The new laws seek to sustain the public order by shifting responsibility for demographic chaos squarely onto the shoulders of the weak. Americans will recognize this strategy and its consequences from recent efforts in California to prohibit the delivery of basic services to non-citizens. Such policies in fact disrupt social practices which respond to irrepressible long-term human needs and which are the results of decades of bricollage and mutual accommodation. Networks of human interdependence cannot be smashed without destroying the beings which make them up. So no one should be surprised when this type of immigration law creates just what it aims to avoid: disorder and violence in the lives of citizens and immigrants alike, and an increasingly misplaced assertion of state power.

Such disorder is now erupting from the parisian cityscape and seeping into the lives of neighbors and friends, parishioners and priests, co-workers and bosses. Thus, the battle is not really against the immigration laws but for work, for families, for a moderately stable life. In the long run, it is for all children born on French soil. This includes the children born in the sanctuary of St. Bernard during the continuing occupation and hunger strike, who unlike their little brothers or sisters born before the first day of 1994 do not have the automatic right of citizenship.

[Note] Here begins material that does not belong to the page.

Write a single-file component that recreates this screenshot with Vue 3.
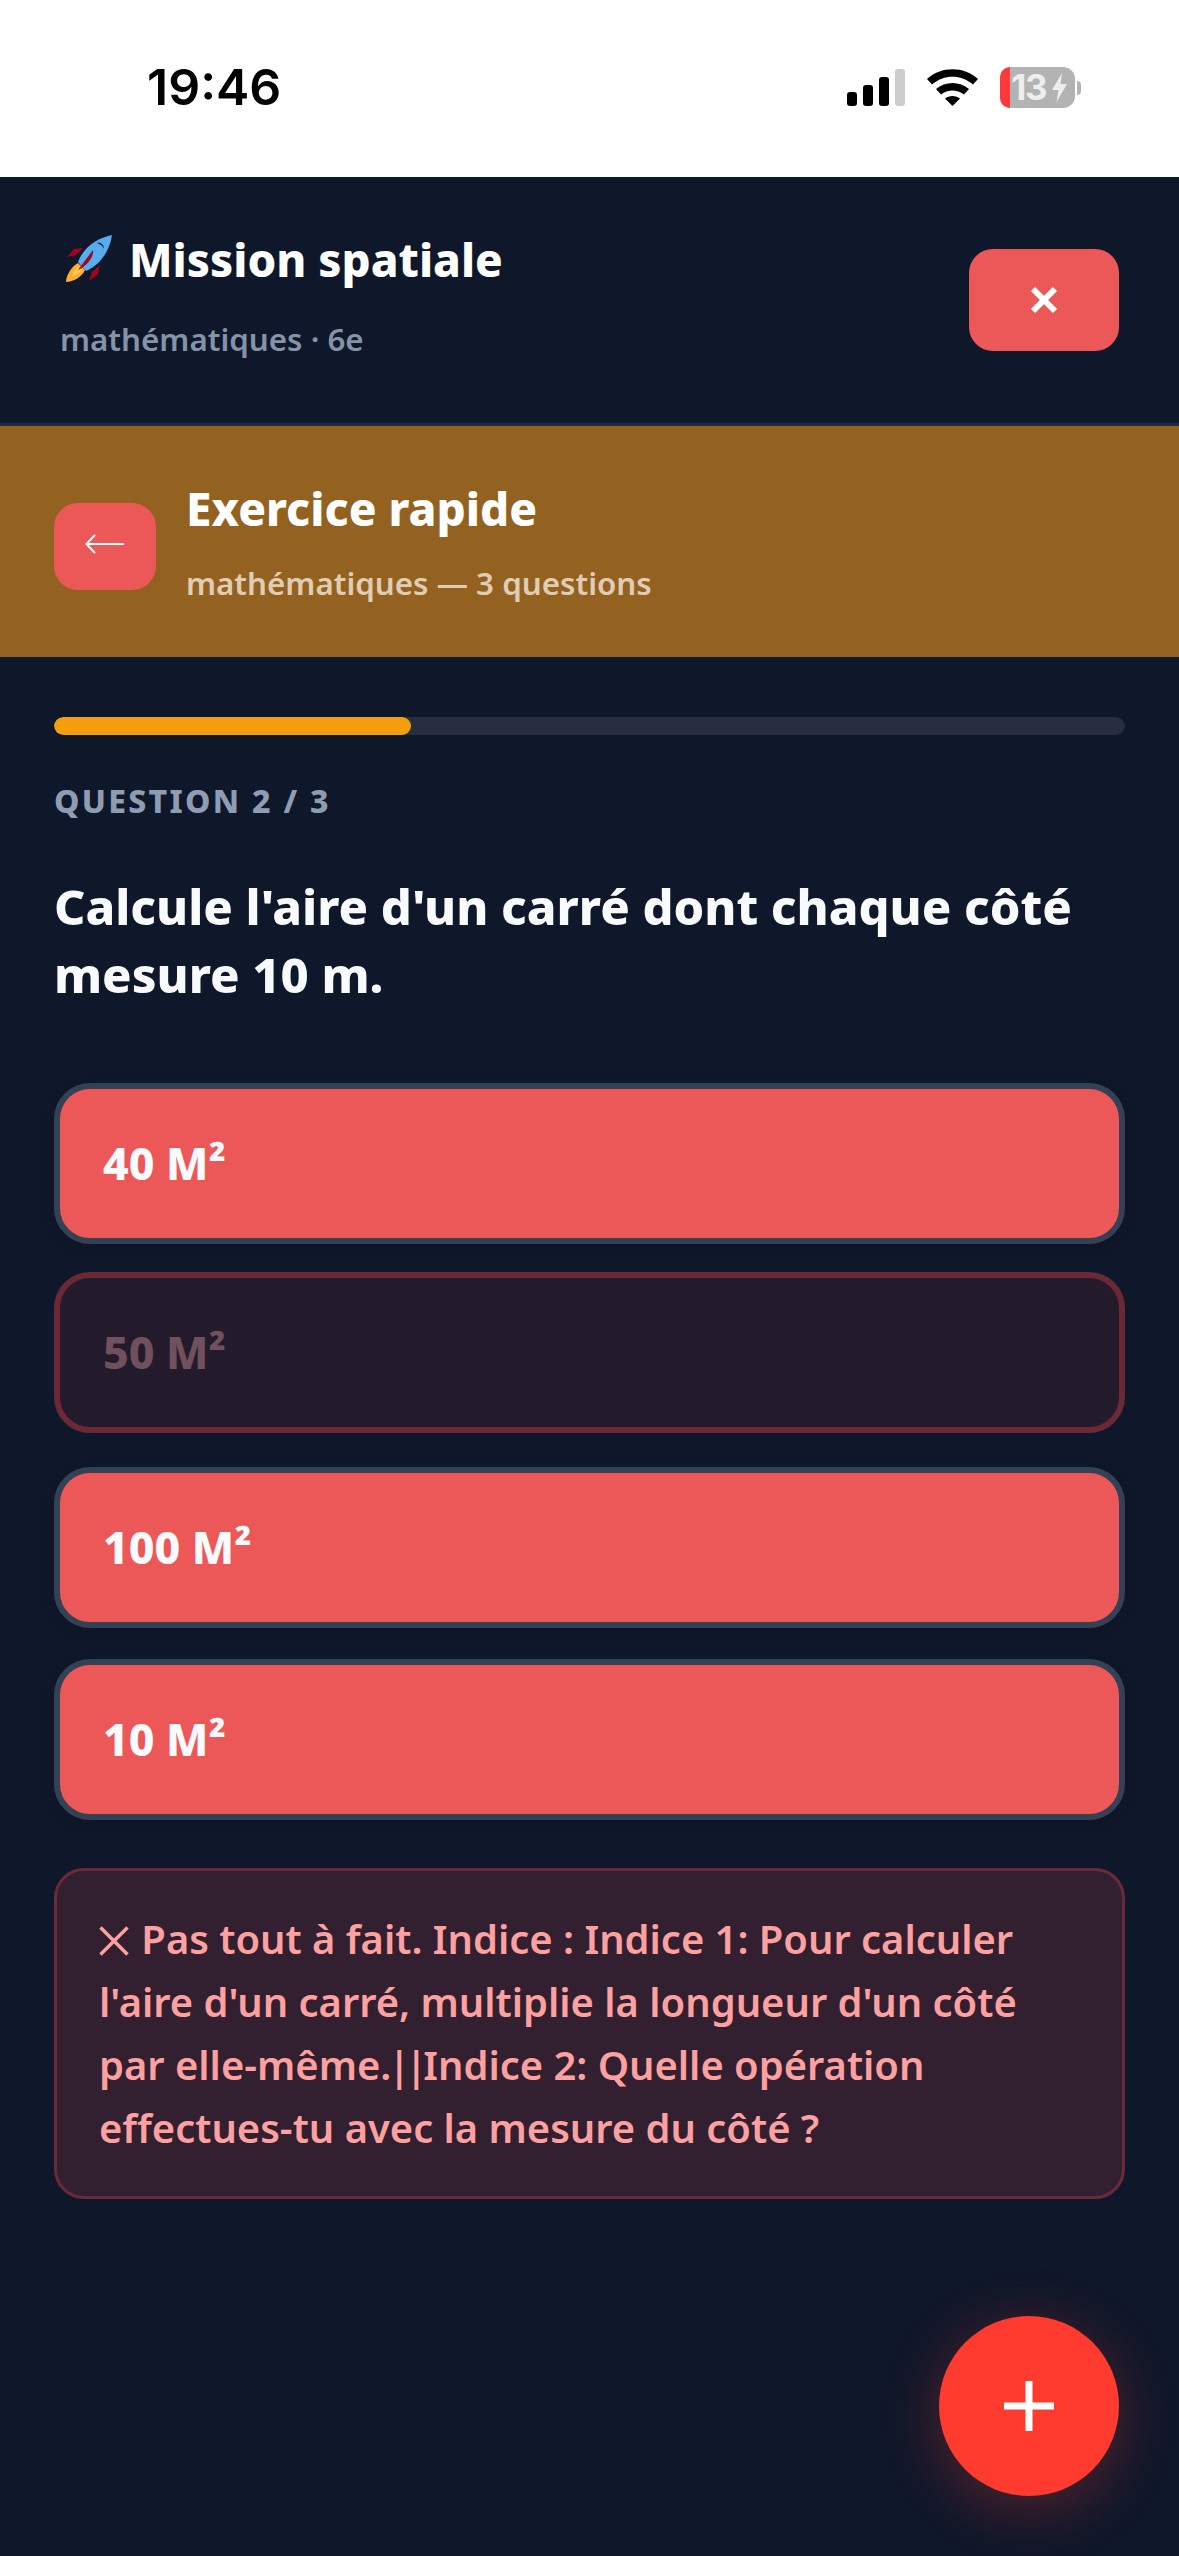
<template>
    <div class="screen">
        <header class="status-bar">
            <span class="time">19:46</span>
            <div class="status-icons">
                <svg class="signal" width="58" height="37" viewBox="0 0 58 37">
                    <rect x="0" y="23" width="10" height="14" rx="3" fill="#000" />
                    <rect x="16" y="16" width="10" height="21" rx="3" fill="#000" />
                    <rect x="32" y="8" width="10" height="29" rx="3" fill="#000" />
                    <rect x="48" y="0" width="10" height="37" rx="3" fill="#ccc" />
                </svg>
                <svg class="wifi" width="51" height="37" viewBox="0 0 51 37">
                    <path d="M0 10 C14 -3 37 -3 51 10 L46 15.500 C34 5 17 5 5 15.500 Z" fill="#000" />
                    <path d="M9 20 C18 12 33 12 42 20 L37 25.500 C30 20 21 20 14 25.500 Z" fill="#000" />
                    <path d="M18 29.500 C22 26 29 26 33 29.500 L25.500 37 Z" fill="#000" />
                </svg>
                <div class="battery">
                    <div class="battery-body">
                        <span class="battery-level"></span>
                        <span class="battery-text">13</span>
                        <svg class="bolt" width="15" height="29" viewBox="0 0 15 29">
                            <path d="M10 0 L0 17 H6.500 L4.500 29 L15 11 H8.500 Z" fill="#eee" />
                        </svg>
                    </div>
                    <span class="battery-tip"></span>
                </div>
            </div>
        </header>

        <section class="top-bar">
            <div class="top-text">
                <h1 class="mission">
                    <svg class="rocket" width="48" height="48" viewBox="0 0 48 48">
                        <path d="M11 20 L2 22 L9 14 L18 13 Z" fill="#a0041e" />
                        <path d="M27 37 L24 46 L33 39 L35 30 Z" fill="#a0041e" />
                        <path d="M13 28 C7 31 1 40 1 47 C8 47 17 42 20 35 Z" fill="#ffac33" />
                        <path d="M13 31 C10 34 8 38 7 41 C11 40 15 38 17 35 Z" fill="#ffcc4d" />
                        <path d="M13 27 C19 11 33 3 47 0 C45 14 37 29 21 36 Z" fill="#55acee" />
                        <path d="M13 35 L28 15 C29 20 24 30 13 35 Z" fill="#a0041e" />
                        <path d="M32 8 C36 7 39 10 39 14 C38 11 35 9 32 8 Z" fill="#0f172a" />
                    </svg>
                    <span>Mission spatiale</span>
                </h1>
                <p class="subject">mathématiques · 6e</p>
            </div>
            <button class="close-btn" type="button">
                <svg width="28" height="28" viewBox="0 0 28 28">
                    <path d="M3 3 L25 25 M25 3 L3 25" stroke="#fff" stroke-width="6" />
                </svg>
            </button>
        </section>

        <section class="banner">
            <button class="back-btn" type="button">
                <svg width="40" height="20" viewBox="0 0 40 20" fill="none">
                    <path d="M39 10 H2 M10 1 L1.500 10 L10 19" stroke="#fff" stroke-width="2" />
                </svg>
            </button>
            <div class="banner-text">
                <h2 class="banner-title">Exercice rapide</h2>
                <p class="banner-sub">mathématiques — 3 questions</p>
            </div>
        </section>

        <main class="content">
            <div class="progress">
                <div class="progress-fill" :style="{ width: progress + '%' }"></div>
            </div>
            <p class="question-count">QUESTION 2 / 3</p>
            <h3 class="question">Calcule l'aire d'un carré dont chaque côté<br />mesure 10 m.</h3>

            <div class="options">
                <button
                    v-for="opt in options"
                    :key="opt.label"
                    type="button"
                    :class="['option', opt.state]"
                >
                    {{ opt.label }}
                </button>
            </div>

            <div class="hint">
                <svg class="cross" width="30" height="30" viewBox="0 0 30 30">
                    <path d="M1.500 1.500 L28.500 28.500 M28.500 1.500 L1.500 28.500" stroke="#fda0a0" stroke-width="3.500" />
                </svg> Pas tout à fait. Indice : Indice 1: Pour calculer<br />
                l'aire d'un carré, multiplie la longueur d'un côté<br />
                par elle-même.<span class="bars">||</span>Indice 2: Quelle opération<br />
                effectues-tu avec la mesure du côté ?
            </div>
        </main>

        <button class="fab" type="button">
            <svg width="50" height="50" viewBox="0 0 50 50">
                <path d="M25 0 V50 M0 25 H50" stroke="#fff" stroke-width="7" />
            </svg>
        </button>
    </div>
</template>

<script setup>
const progress = 33.33;

const options = [
    { label: '40 M²', state: 'wrong' },
    { label: '50 M²', state: 'dimmed' },
    { label: '100 M²', state: 'wrong third' },
    { label: '10 M²', state: 'wrong fourth' },
];
</script>

<style>
html,
body {
    margin: 0;
    background: #0f172a;
}
</style>

<style scoped>
.screen {
    position: relative;
    width: 1179px;
    height: 2556px;
    overflow: hidden;
    background: #0f172a;
    font-family: 'Noto Sans', Lato, sans-serif;
    color: #fff;
}

.status-bar {
    height: 177px;
    background: #fff;
    display: flex;
    justify-content: space-between;
    align-items: flex-start;
    padding: 62px 98px 0 147px;
    box-sizing: border-box;
}

.time {
    font-family: Inter, sans-serif;
    font-weight: 600;
    font-size: 50px;
    line-height: 50px;
    color: #000;
}

.status-icons {
    display: flex;
    align-items: center;
    gap: 22px;
    margin-top: 5px;
}

.battery {
    display: flex;
    align-items: center;
    gap: 2px;
}

.battery-body {
    position: relative;
    width: 75px;
    height: 41px;
    border-radius: 12px;
    background: #b3b3b3;
    display: flex;
    align-items: center;
    justify-content: flex-end;
    gap: 6px;
    padding-right: 8px;
    box-sizing: border-box;
}

.battery-level {
    position: absolute;
    left: 0;
    top: 0;
    bottom: 0;
    width: 10px;
    border-radius: 12px 0 0 12px;
    background: #ff383c;
}

.battery-text {
    position: relative;
    font-family: Inter, sans-serif;
    font-weight: 700;
    font-size: 35px;
    line-height: 41px;
    letter-spacing: -1.500px;
    color: #eee;
}

.battery-tip {
    width: 4px;
    height: 14px;
    background: #b3b3b3;
    border-radius: 0 7px 7px 0;
}

.top-bar {
    height: 249px;
    display: flex;
    justify-content: space-between;
    align-items: flex-start;
    padding: 0 60px;
    box-sizing: border-box;
    border-bottom: 3px solid #1e293b;
}

.mission {
    margin: 53px 0 0;
    display: flex;
    align-items: center;
    gap: 16px;
    font-size: 45.700px;
    line-height: 58px;
    font-weight: 800;
}

.rocket {
    flex: none;
    margin-left: 5px;
}

.subject {
    margin: 31px 0 0;
    font-size: 31.300px;
    line-height: 40px;
    font-weight: 600;
    color: #8593a8;
}

.close-btn {
    margin-top: 72px;
    width: 150px;
    height: 102px;
    border: 0;
    border-radius: 24px;
    background: #ec5858;
    display: flex;
    align-items: center;
    justify-content: center;
    padding: 0;
}

.banner {
    height: 231px;
    background: #946220;
    display: flex;
    align-items: flex-start;
    gap: 30px;
    padding: 0 54px;
    box-sizing: border-box;
}

.back-btn {
    margin-top: 77px;
    width: 102px;
    height: 87px;
    border: 0;
    border-radius: 24px;
    background: #ec5858;
    display: flex;
    align-items: center;
    justify-content: center;
    padding: 0 0 6px;
}

.banner-title {
    margin: 53px 0 0;
    font-size: 45.900px;
    line-height: 58px;
    font-weight: 800;
}

.banner-sub {
    margin: 26px 0 0;
    font-size: 31.300px;
    line-height: 40px;
    font-weight: 600;
    color: #e0cdb5;
}

.content {
    padding: 60px 54px 0;
}

.progress {
    height: 18px;
    border-radius: 9px;
    background: #262d3f;
    overflow: hidden;
}

.progress-fill {
    height: 100%;
    border-radius: 9px;
    background: #f59e0b;
}

.question-count {
    margin: 46px 0 0;
    font-size: 32px;
    line-height: 40px;
    font-weight: 800;
    letter-spacing: 2.300px;
    color: #8f9db2;
}

.question {
    margin: 51px 0 0;
    font-size: 48.800px;
    line-height: 68px;
    font-weight: 800;
    color: #f8fafc;
}

.options {
    margin-top: 75px;
    display: flex;
    flex-direction: column;
    gap: 28px;
}

.option {
    height: 161px;
    border: 6px solid #334155;
    border-radius: 36px;
    background: #ec5858;
    box-sizing: border-box;
    padding: 0 0 2px 43px;
    text-align: left;
    font-family: inherit;
    font-size: 44.500px;
    font-weight: 800;
    color: #f8fafc;
    box-shadow: 0 4px 16px rgba(0, 0, 0, 0.15);
}

.option.dimmed {
    background: #231a2c;
    border-color: #6b2935;
    color: #6f505c;
    box-shadow: none;
}

.option.third {
    margin-top: 6px;
}

.option.fourth {
    margin-top: 3px;
}

.hint {
    margin-top: 48px;
    padding: 36px 42px 37px;
    border: 3px solid #6b2a38;
    border-radius: 30px;
    background: #321f30;
    font-size: 39.900px;
    line-height: 63px;
    font-weight: 600;
    color: #fda0a0;
    white-space: nowrap;
}

.bars {
    letter-spacing: -5px;
    margin: 0 1px 0 -3px;
}

.cross {
    margin-right: 2px;
    vertical-align: -2px;
}

.fab {
    position: absolute;
    left: 939px;
    top: 2316px;
    width: 180px;
    height: 180px;
    border: 0;
    border-radius: 50%;
    background: #ff3b30;
    display: flex;
    align-items: center;
    justify-content: center;
    padding: 0;
    box-shadow: 0 12px 60px rgba(255, 59, 48, 0.3);
}
</style>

It is after midnight now. A sleepless buzz is in the streets. Camping is a vacation favorite in France, and around the church tired campers await the dawn. In their midst, the high and the low, the drunks and the Derridas. A young student from Mali, alone in Paris for four years, working her way up the ladder to the exalted position of secretary, has recently finished her classes. School's out and this, she says, gives her more time to come to the church. More time to fight for a vacation. Maybe tomorrow this battle will be about the beloved right to a paid vacation. For now, it is against forced repatriation and the wrenching apart of families. It is a most emphatic assertion of residence and the longing to be at home. It is the battle for the new France. It is a battle that is coming soon to your neighborhood.